RECORDS FOR THE TASK:
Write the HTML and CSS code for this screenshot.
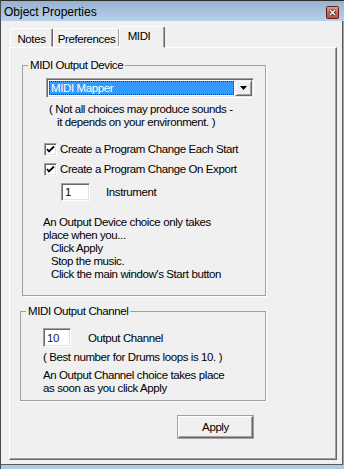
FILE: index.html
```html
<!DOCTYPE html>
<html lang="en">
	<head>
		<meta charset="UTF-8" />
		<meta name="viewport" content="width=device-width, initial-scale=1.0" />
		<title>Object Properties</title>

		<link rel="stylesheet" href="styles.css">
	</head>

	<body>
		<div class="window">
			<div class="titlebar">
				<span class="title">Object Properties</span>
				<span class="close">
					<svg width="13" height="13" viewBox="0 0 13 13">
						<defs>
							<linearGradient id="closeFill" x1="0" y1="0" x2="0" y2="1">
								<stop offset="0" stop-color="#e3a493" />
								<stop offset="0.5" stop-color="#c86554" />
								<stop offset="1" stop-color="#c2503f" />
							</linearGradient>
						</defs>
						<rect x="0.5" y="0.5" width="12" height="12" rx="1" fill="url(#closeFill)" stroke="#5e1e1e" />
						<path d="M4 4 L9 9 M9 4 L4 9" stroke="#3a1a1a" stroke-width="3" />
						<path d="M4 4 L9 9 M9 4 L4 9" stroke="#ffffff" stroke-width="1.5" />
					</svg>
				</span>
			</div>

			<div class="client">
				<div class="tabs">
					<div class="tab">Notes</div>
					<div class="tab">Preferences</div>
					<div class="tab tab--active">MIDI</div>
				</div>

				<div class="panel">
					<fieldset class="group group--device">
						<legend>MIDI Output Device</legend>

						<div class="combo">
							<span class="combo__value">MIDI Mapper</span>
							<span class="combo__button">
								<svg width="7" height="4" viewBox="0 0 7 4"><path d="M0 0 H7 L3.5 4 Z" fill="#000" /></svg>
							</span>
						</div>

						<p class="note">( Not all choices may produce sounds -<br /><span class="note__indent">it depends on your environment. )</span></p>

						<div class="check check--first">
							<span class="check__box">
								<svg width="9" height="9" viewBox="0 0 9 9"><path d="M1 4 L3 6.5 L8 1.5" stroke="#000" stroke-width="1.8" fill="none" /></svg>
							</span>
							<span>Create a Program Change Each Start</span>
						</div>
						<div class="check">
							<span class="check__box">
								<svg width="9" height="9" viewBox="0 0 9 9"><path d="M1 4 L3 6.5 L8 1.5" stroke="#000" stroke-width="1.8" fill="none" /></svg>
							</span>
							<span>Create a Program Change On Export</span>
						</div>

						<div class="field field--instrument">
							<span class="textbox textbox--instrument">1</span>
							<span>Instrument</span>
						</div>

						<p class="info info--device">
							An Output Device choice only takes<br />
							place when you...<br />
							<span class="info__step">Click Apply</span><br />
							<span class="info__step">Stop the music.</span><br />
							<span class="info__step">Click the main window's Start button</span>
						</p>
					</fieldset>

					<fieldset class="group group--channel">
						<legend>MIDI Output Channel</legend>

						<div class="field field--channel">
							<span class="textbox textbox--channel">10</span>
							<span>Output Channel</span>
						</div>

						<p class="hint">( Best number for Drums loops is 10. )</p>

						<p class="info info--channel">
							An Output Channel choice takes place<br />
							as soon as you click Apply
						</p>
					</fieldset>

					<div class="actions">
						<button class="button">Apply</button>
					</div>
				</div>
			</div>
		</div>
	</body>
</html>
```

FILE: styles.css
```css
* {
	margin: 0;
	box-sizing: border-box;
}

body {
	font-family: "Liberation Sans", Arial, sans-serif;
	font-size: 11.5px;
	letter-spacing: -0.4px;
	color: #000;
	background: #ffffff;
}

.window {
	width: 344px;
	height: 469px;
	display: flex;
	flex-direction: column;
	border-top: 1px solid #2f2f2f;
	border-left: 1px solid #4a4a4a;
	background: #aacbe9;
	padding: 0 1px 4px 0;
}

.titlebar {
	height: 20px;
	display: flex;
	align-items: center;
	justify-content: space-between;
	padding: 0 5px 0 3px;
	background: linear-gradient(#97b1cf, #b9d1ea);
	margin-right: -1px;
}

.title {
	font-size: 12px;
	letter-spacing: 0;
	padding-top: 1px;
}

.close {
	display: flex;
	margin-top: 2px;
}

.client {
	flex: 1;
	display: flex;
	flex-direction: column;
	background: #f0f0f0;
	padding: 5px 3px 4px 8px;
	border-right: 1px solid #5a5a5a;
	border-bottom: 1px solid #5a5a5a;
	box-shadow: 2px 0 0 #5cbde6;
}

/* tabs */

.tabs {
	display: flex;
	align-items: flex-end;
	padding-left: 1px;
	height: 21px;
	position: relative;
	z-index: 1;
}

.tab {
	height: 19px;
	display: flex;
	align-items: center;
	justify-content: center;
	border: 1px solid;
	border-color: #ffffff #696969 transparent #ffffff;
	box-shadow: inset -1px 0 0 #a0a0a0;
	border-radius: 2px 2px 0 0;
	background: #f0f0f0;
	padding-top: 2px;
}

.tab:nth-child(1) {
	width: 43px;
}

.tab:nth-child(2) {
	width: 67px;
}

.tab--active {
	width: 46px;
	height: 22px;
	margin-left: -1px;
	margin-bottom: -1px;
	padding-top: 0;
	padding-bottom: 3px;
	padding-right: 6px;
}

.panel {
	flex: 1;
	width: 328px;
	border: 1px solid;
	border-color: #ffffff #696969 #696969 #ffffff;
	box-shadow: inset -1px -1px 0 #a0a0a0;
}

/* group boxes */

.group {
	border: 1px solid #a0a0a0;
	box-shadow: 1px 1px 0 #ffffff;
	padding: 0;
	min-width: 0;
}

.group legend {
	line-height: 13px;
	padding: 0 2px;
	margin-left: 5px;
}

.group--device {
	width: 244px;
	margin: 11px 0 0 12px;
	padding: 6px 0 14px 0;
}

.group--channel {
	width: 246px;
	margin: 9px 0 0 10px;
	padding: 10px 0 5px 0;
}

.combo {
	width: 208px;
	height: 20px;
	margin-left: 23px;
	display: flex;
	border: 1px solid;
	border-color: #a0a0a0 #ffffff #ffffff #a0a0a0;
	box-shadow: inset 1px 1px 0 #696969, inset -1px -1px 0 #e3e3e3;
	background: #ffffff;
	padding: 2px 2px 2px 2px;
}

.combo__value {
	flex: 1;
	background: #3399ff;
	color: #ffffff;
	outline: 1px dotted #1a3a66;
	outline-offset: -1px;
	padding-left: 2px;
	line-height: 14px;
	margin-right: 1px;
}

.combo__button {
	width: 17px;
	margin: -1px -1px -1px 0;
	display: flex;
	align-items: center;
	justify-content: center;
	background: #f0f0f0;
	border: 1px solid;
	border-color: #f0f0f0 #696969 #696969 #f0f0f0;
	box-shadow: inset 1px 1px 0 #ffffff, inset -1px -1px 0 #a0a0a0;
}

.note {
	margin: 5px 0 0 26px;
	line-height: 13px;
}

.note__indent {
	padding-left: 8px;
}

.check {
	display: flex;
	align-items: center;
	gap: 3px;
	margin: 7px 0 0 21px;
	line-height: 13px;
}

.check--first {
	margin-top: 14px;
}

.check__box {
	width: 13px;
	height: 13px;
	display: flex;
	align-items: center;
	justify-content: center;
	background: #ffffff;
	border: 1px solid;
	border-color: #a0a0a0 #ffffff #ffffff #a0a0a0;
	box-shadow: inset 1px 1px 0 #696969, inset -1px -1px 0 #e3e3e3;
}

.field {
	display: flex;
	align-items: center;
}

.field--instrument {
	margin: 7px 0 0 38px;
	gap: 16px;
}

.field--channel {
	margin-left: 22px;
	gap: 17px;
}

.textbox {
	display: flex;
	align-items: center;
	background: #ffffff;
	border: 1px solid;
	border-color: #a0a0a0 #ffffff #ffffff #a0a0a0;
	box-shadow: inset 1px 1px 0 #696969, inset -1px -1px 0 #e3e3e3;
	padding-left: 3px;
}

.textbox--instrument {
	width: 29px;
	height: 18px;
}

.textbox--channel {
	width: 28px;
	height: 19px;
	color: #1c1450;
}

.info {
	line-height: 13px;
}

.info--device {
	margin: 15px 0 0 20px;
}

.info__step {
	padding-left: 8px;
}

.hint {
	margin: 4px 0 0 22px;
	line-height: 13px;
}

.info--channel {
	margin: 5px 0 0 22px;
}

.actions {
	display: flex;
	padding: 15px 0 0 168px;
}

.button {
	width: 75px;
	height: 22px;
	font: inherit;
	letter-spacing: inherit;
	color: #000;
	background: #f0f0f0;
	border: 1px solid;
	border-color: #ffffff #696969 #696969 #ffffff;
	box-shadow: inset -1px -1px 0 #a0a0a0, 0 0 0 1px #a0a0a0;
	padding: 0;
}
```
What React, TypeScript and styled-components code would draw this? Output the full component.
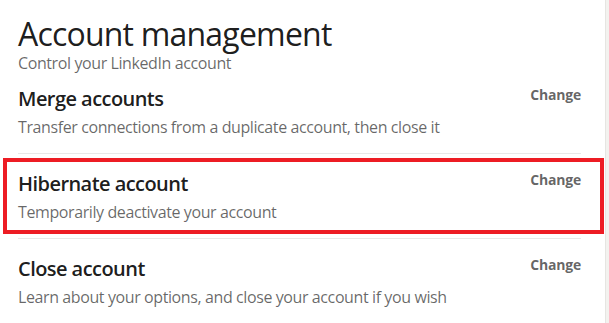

EXERCISE DESCRIPTION:
Using the listing above, say how many of its lines contain the string "code", giving nothing but the figure.

FINAL ANSWER:
2